_Task description_
Identify the lines bearing the string "styles" and gather them.

_Records to use_
▬▬▬
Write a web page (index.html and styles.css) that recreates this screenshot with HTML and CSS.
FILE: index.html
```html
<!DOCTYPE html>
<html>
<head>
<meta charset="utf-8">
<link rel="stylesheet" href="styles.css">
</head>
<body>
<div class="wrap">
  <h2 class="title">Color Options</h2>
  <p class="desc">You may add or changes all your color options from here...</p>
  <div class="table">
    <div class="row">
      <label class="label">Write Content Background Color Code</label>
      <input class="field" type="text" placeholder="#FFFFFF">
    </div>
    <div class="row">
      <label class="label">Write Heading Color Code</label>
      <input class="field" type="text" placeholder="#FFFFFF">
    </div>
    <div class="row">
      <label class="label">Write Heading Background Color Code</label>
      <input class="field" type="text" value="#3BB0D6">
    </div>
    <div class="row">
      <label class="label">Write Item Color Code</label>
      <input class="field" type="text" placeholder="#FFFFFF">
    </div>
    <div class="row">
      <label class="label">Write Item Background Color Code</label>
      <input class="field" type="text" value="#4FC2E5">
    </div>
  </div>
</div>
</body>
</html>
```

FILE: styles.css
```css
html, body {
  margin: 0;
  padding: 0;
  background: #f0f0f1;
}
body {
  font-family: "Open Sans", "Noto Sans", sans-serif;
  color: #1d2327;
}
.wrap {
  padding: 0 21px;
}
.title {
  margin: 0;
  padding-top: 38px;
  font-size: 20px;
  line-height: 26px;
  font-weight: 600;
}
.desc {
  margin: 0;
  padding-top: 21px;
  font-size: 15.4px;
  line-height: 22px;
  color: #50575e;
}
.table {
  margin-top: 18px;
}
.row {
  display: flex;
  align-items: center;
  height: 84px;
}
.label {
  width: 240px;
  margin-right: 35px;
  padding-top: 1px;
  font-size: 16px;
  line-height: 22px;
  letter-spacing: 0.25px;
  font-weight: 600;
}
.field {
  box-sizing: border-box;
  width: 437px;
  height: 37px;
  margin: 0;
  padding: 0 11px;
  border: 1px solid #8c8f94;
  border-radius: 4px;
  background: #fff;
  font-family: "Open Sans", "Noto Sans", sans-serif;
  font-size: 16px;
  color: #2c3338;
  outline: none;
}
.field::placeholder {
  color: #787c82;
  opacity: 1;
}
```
▬▬▬
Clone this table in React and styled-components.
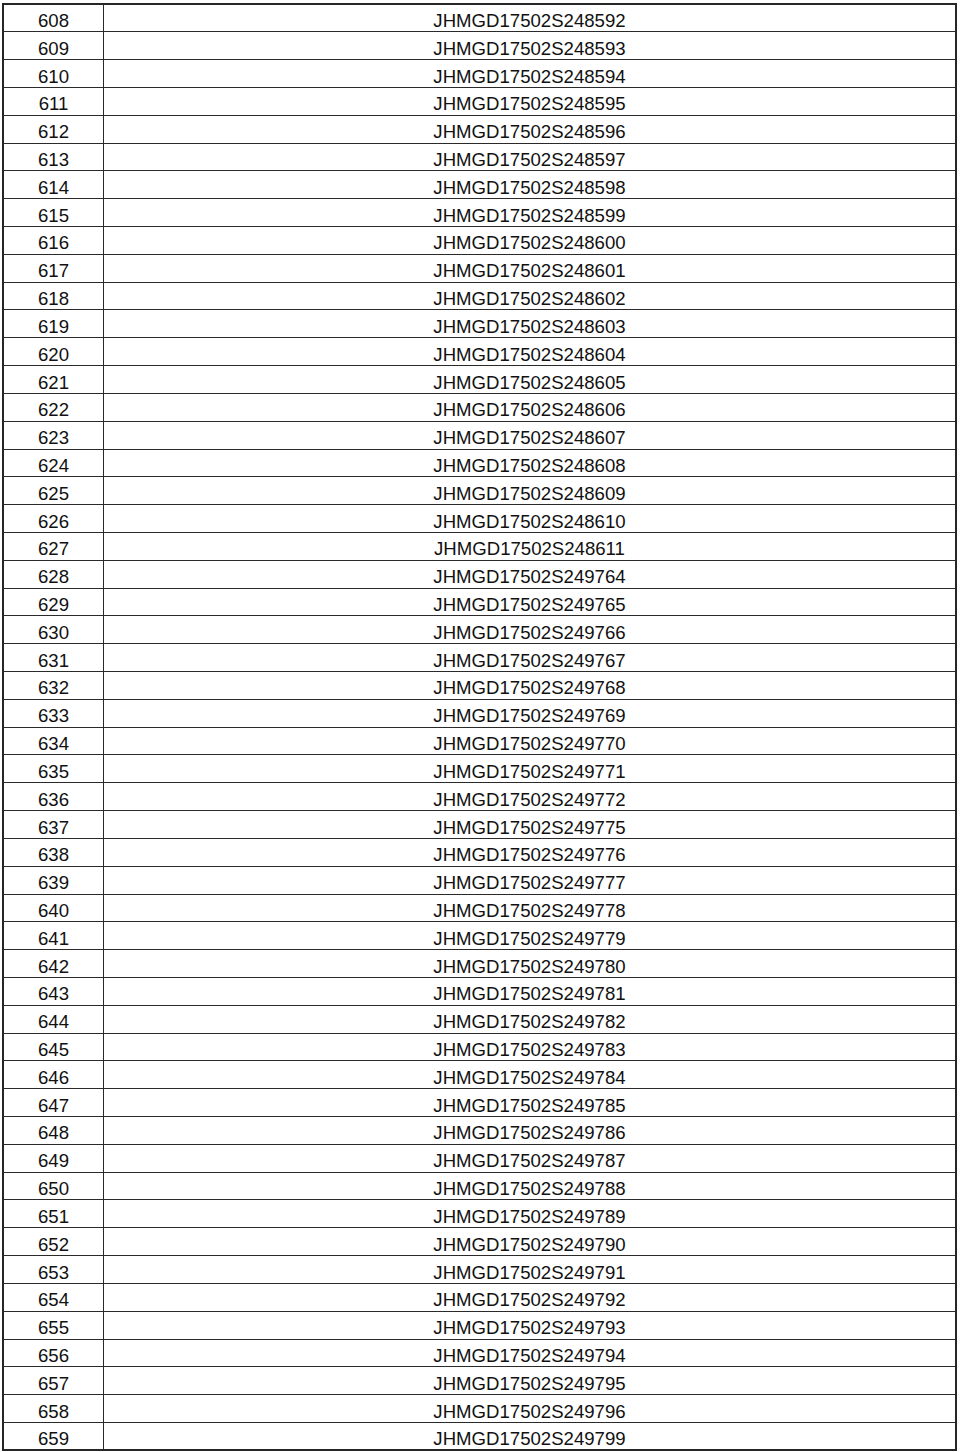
▬▬▬
_Exercise answer_
Write a web page (index.html and styles.css) that recreates this screenshot with HTML and CSS.
<link rel="stylesheet" href="styles.css">
FILE: styles.css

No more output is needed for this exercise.